Task details: What lines of the data hold the string "interface"? Pull each one out.

+ + + + +

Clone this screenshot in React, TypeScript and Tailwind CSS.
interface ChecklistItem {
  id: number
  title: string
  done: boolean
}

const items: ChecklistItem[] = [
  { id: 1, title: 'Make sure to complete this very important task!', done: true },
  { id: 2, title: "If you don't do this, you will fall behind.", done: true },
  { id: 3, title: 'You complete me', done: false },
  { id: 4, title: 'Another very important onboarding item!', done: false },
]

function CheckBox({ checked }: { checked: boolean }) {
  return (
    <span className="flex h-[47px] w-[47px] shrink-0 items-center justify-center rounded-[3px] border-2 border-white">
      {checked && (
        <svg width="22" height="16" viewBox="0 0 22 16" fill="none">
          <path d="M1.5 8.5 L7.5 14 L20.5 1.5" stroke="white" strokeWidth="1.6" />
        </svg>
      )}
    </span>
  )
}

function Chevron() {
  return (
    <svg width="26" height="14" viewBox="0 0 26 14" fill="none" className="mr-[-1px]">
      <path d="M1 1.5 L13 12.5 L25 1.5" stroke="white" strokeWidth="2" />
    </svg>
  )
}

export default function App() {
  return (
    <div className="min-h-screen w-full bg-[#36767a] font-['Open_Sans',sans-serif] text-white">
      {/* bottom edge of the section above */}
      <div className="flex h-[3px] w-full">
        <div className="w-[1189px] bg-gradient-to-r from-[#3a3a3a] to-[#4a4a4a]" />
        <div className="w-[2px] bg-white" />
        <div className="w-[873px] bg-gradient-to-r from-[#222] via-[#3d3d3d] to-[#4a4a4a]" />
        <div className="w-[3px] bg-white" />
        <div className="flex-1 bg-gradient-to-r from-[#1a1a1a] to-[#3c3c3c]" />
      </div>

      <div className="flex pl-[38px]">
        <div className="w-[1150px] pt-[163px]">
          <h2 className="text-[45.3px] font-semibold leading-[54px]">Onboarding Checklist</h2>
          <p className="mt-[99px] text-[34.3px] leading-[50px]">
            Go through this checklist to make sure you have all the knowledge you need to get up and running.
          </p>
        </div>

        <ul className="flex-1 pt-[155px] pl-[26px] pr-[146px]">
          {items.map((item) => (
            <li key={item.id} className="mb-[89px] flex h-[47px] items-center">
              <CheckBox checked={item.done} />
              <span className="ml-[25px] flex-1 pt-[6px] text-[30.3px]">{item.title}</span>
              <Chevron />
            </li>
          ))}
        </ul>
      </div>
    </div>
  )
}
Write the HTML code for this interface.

+ + + + +

Written answer:
interface ChecklistItem {
Write the HTML code for this interface.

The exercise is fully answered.